Gregory Brooker, the U.S. attorney in Minnesota, would not comment on the allegations but said in a statement: "Fraud in government-funded programs has been and will continue to be aggressively prosecuted by the U.S. Attorney's Office. As with every criminal case, we focus on the specific evidence to prove the elements of the offense."

Fraud unit doubled

Minnesota has ramped up its investigation of child-care fraud reports in recent years. It has closed 13 child-care centers following fraud investigations since 2014, with a focus on operators who inflate the number of families they serve to collect extra state subsidies, and collected $4.6 million in court-ordered restitution for fraudulent overpayments, state officials said.

Johnson added, however, that there was no evidence of fraudulent money being funneled overseas to fund terrorist groups in any of the criminal cases pursued by the DHS Inspector General's Office since 2014. "We are continuing to aggressively pursue fraud wherever we see it with these programs," he said. "And wherever possible, we will shut down the [child care] centers that are responsible."

Timing will be a challenge for the proposals, which came forward very late in the session. They would significantly expand the state's enforcement powers to investigate fraud in the child-care assistance program. It follows years of efforts by investigators at DHS to root out billing abuses by child-care providers and parents who collude in billing state programs for services never rendered.

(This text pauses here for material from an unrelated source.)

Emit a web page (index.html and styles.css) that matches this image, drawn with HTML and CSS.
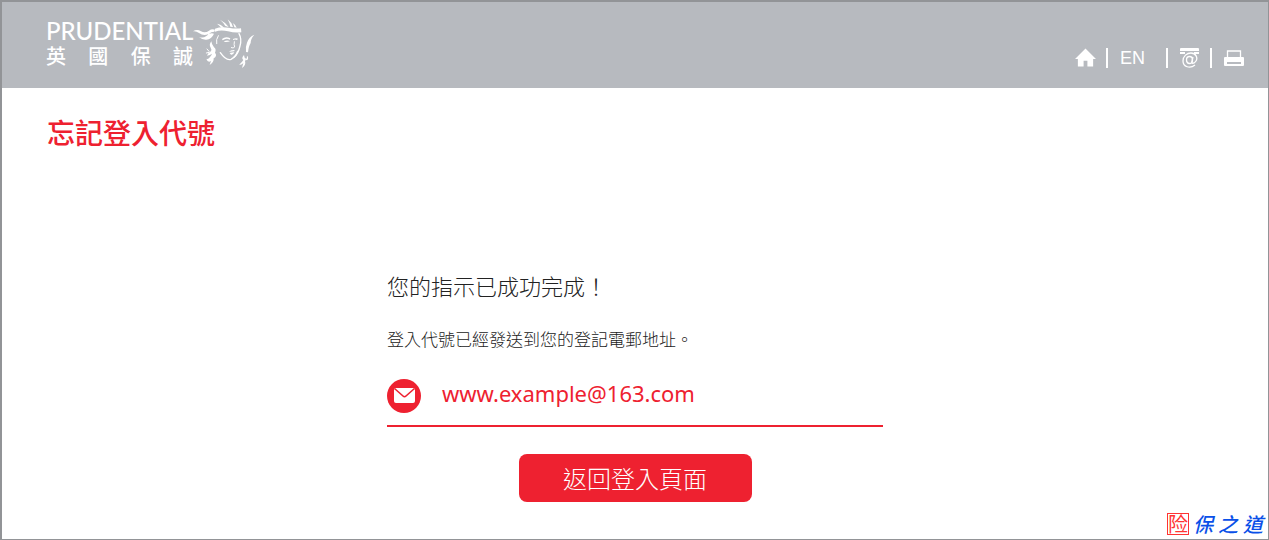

Over the past six years, DHS has intensified its investigations of fraud, based on reports that providers were exploiting parents and their children to divert money from the assistance program. The state was also responding to frustrations from county administrators, who complained that they lacked the staff and expertise to pursue complicated fraud cases.

In response, a specialized child-care fraud unit was created within the DHS Office of the Inspector General, which gained broad new powers including the ability to terminate payments to child-care providers for fraudulent billing. Last year, lawmakers approved funding that enabled the fraud unit to double in size through the addition of eight new investigators.

In 2015, a Minneapolis day care center, Salama Child Care, was shut down after authorities determined that it billed the state for hundreds of hours of care that were never provided, even for days when it was closed.

Gov. Mark Dayton said he hasn't looked at the bill yet and would need to review it.

"I share the concern that the money not, first of all, be stolen from the state child-care program, and then sent to elsewhere and used for terrorist activities," he said.